== Exercise ==
Repeat the listing in full, exactly as it stands.
*-*-*
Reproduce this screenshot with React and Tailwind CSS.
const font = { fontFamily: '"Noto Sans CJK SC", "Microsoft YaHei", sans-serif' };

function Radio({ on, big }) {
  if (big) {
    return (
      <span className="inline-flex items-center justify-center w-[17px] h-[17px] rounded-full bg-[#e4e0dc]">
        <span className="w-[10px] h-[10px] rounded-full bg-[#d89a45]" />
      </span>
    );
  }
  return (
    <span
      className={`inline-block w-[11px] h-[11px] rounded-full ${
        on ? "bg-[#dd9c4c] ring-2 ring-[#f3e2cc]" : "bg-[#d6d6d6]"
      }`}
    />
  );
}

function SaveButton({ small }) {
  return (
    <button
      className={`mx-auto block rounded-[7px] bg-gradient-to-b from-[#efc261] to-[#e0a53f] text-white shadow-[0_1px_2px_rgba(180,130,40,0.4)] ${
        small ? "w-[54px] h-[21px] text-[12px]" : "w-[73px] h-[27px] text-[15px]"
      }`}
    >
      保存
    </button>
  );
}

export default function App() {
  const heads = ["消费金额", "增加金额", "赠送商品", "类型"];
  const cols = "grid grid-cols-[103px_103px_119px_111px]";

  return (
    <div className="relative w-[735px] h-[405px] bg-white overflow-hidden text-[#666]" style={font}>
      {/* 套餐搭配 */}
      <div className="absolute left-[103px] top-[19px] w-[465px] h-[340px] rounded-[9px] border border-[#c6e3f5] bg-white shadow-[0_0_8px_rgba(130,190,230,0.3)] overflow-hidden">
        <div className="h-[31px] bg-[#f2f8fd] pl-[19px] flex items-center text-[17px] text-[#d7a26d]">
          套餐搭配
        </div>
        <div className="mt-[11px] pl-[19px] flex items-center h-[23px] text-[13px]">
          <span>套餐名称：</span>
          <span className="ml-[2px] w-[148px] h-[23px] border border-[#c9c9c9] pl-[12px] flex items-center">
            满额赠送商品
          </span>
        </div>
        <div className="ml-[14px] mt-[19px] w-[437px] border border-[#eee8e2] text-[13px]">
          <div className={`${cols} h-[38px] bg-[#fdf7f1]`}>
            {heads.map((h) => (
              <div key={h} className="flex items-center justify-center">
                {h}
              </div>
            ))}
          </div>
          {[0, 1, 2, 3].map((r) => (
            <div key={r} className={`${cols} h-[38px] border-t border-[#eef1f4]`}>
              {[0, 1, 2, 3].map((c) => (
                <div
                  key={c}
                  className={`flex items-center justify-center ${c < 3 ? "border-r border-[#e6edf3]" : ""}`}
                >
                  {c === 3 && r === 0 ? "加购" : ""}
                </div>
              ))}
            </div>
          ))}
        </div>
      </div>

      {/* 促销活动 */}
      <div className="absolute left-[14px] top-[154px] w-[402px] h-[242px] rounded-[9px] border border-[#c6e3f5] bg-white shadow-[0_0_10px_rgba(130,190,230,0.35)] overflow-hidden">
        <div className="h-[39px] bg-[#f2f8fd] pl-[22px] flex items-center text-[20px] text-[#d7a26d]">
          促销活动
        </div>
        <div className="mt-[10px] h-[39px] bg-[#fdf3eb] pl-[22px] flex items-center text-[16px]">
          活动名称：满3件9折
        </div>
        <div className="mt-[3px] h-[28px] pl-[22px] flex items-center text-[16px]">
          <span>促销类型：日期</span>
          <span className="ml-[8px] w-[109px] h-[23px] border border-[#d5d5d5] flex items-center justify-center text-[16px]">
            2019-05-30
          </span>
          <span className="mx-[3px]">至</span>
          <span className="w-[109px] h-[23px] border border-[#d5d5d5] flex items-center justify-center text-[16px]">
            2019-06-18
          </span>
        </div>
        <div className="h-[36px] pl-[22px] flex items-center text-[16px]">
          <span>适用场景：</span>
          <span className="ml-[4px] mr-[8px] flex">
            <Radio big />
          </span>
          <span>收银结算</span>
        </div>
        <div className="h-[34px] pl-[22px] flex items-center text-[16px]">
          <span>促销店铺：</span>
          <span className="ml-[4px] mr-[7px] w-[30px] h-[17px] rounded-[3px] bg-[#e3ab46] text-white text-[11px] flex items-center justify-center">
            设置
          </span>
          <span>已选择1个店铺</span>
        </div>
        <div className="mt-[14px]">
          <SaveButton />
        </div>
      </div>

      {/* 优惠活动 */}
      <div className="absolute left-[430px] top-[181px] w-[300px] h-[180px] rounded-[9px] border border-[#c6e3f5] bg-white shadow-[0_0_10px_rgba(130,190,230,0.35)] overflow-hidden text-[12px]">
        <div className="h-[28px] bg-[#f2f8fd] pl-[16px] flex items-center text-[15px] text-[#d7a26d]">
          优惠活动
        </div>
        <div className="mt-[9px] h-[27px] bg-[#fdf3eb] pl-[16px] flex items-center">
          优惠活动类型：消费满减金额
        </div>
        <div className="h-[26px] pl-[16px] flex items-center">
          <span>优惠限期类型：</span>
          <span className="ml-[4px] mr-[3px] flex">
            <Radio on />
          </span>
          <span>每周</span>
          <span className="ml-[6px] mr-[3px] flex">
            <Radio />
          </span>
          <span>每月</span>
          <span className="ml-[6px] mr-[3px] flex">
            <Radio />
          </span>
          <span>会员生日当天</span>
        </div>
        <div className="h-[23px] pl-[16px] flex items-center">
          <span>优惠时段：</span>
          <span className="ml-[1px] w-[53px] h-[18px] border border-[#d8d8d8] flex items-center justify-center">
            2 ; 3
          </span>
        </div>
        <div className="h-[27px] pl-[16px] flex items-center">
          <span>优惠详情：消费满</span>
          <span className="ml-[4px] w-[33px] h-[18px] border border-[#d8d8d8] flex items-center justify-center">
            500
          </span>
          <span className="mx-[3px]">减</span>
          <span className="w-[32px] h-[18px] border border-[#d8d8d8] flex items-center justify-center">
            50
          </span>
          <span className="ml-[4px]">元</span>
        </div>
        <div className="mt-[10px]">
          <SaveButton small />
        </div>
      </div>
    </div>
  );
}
*-*-*
== The completed task ==
Reproduce this screenshot with React and Tailwind CSS.
const font = { fontFamily: '"Noto Sans CJK SC", "Microsoft YaHei", sans-serif' };

function Radio({ on, big }) {
  if (big) {
    return (
      <span className="inline-flex items-center justify-center w-[17px] h-[17px] rounded-full bg-[#e4e0dc]">
        <span className="w-[10px] h-[10px] rounded-full bg-[#d89a45]" />
      </span>
    );
  }
  return (
    <span
      className={`inline-block w-[11px] h-[11px] rounded-full ${
        on ? "bg-[#dd9c4c] ring-2 ring-[#f3e2cc]" : "bg-[#d6d6d6]"
      }`}
    />
  );
}

function SaveButton({ small }) {
  return (
    <button
      className={`mx-auto block rounded-[7px] bg-gradient-to-b from-[#efc261] to-[#e0a53f] text-white shadow-[0_1px_2px_rgba(180,130,40,0.4)] ${
        small ? "w-[54px] h-[21px] text-[12px]" : "w-[73px] h-[27px] text-[15px]"
      }`}
    >
      保存
    </button>
  );
}

export default function App() {
  const heads = ["消费金额", "增加金额", "赠送商品", "类型"];
  const cols = "grid grid-cols-[103px_103px_119px_111px]";

  return (
    <div className="relative w-[735px] h-[405px] bg-white overflow-hidden text-[#666]" style={font}>
      {/* 套餐搭配 */}
      <div className="absolute left-[103px] top-[19px] w-[465px] h-[340px] rounded-[9px] border border-[#c6e3f5] bg-white shadow-[0_0_8px_rgba(130,190,230,0.3)] overflow-hidden">
        <div className="h-[31px] bg-[#f2f8fd] pl-[19px] flex items-center text-[17px] text-[#d7a26d]">
          套餐搭配
        </div>
        <div className="mt-[11px] pl-[19px] flex items-center h-[23px] text-[13px]">
          <span>套餐名称：</span>
          <span className="ml-[2px] w-[148px] h-[23px] border border-[#c9c9c9] pl-[12px] flex items-center">
            满额赠送商品
          </span>
        </div>
        <div className="ml-[14px] mt-[19px] w-[437px] border border-[#eee8e2] text-[13px]">
          <div className={`${cols} h-[38px] bg-[#fdf7f1]`}>
            {heads.map((h) => (
              <div key={h} className="flex items-center justify-center">
                {h}
              </div>
            ))}
          </div>
          {[0, 1, 2, 3].map((r) => (
            <div key={r} className={`${cols} h-[38px] border-t border-[#eef1f4]`}>
              {[0, 1, 2, 3].map((c) => (
                <div
                  key={c}
                  className={`flex items-center justify-center ${c < 3 ? "border-r border-[#e6edf3]" : ""}`}
                >
                  {c === 3 && r === 0 ? "加购" : ""}
                </div>
              ))}
            </div>
          ))}
        </div>
      </div>

      {/* 促销活动 */}
      <div className="absolute left-[14px] top-[154px] w-[402px] h-[242px] rounded-[9px] border border-[#c6e3f5] bg-white shadow-[0_0_10px_rgba(130,190,230,0.35)] overflow-hidden">
        <div className="h-[39px] bg-[#f2f8fd] pl-[22px] flex items-center text-[20px] text-[#d7a26d]">
          促销活动
        </div>
        <div className="mt-[10px] h-[39px] bg-[#fdf3eb] pl-[22px] flex items-center text-[16px]">
          活动名称：满3件9折
        </div>
        <div className="mt-[3px] h-[28px] pl-[22px] flex items-center text-[16px]">
          <span>促销类型：日期</span>
          <span className="ml-[8px] w-[109px] h-[23px] border border-[#d5d5d5] flex items-center justify-center text-[16px]">
            2019-05-30
          </span>
          <span className="mx-[3px]">至</span>
          <span className="w-[109px] h-[23px] border border-[#d5d5d5] flex items-center justify-center text-[16px]">
            2019-06-18
          </span>
        </div>
        <div className="h-[36px] pl-[22px] flex items-center text-[16px]">
          <span>适用场景：</span>
          <span className="ml-[4px] mr-[8px] flex">
            <Radio big />
          </span>
          <span>收银结算</span>
        </div>
        <div className="h-[34px] pl-[22px] flex items-center text-[16px]">
          <span>促销店铺：</span>
          <span className="ml-[4px] mr-[7px] w-[30px] h-[17px] rounded-[3px] bg-[#e3ab46] text-white text-[11px] flex items-center justify-center">
            设置
          </span>
          <span>已选择1个店铺</span>
        </div>
        <div className="mt-[14px]">
          <SaveButton />
        </div>
      </div>

      {/* 优惠活动 */}
      <div className="absolute left-[430px] top-[181px] w-[300px] h-[180px] rounded-[9px] border border-[#c6e3f5] bg-white shadow-[0_0_10px_rgba(130,190,230,0.35)] overflow-hidden text-[12px]">
        <div className="h-[28px] bg-[#f2f8fd] pl-[16px] flex items-center text-[15px] text-[#d7a26d]">
          优惠活动
        </div>
        <div className="mt-[9px] h-[27px] bg-[#fdf3eb] pl-[16px] flex items-center">
          优惠活动类型：消费满减金额
        </div>
        <div className="h-[26px] pl-[16px] flex items-center">
          <span>优惠限期类型：</span>
          <span className="ml-[4px] mr-[3px] flex">
            <Radio on />
          </span>
          <span>每周</span>
          <span className="ml-[6px] mr-[3px] flex">
            <Radio />
          </span>
          <span>每月</span>
          <span className="ml-[6px] mr-[3px] flex">
            <Radio />
          </span>
          <span>会员生日当天</span>
        </div>
        <div className="h-[23px] pl-[16px] flex items-center">
          <span>优惠时段：</span>
          <span className="ml-[1px] w-[53px] h-[18px] border border-[#d8d8d8] flex items-center justify-center">
            2 ; 3
          </span>
        </div>
        <div className="h-[27px] pl-[16px] flex items-center">
          <span>优惠详情：消费满</span>
          <span className="ml-[4px] w-[33px] h-[18px] border border-[#d8d8d8] flex items-center justify-center">
            500
          </span>
          <span className="mx-[3px]">减</span>
          <span className="w-[32px] h-[18px] border border-[#d8d8d8] flex items-center justify-center">
            50
          </span>
          <span className="ml-[4px]">元</span>
        </div>
        <div className="mt-[10px]">
          <SaveButton small />
        </div>
      </div>
    </div>
  );
}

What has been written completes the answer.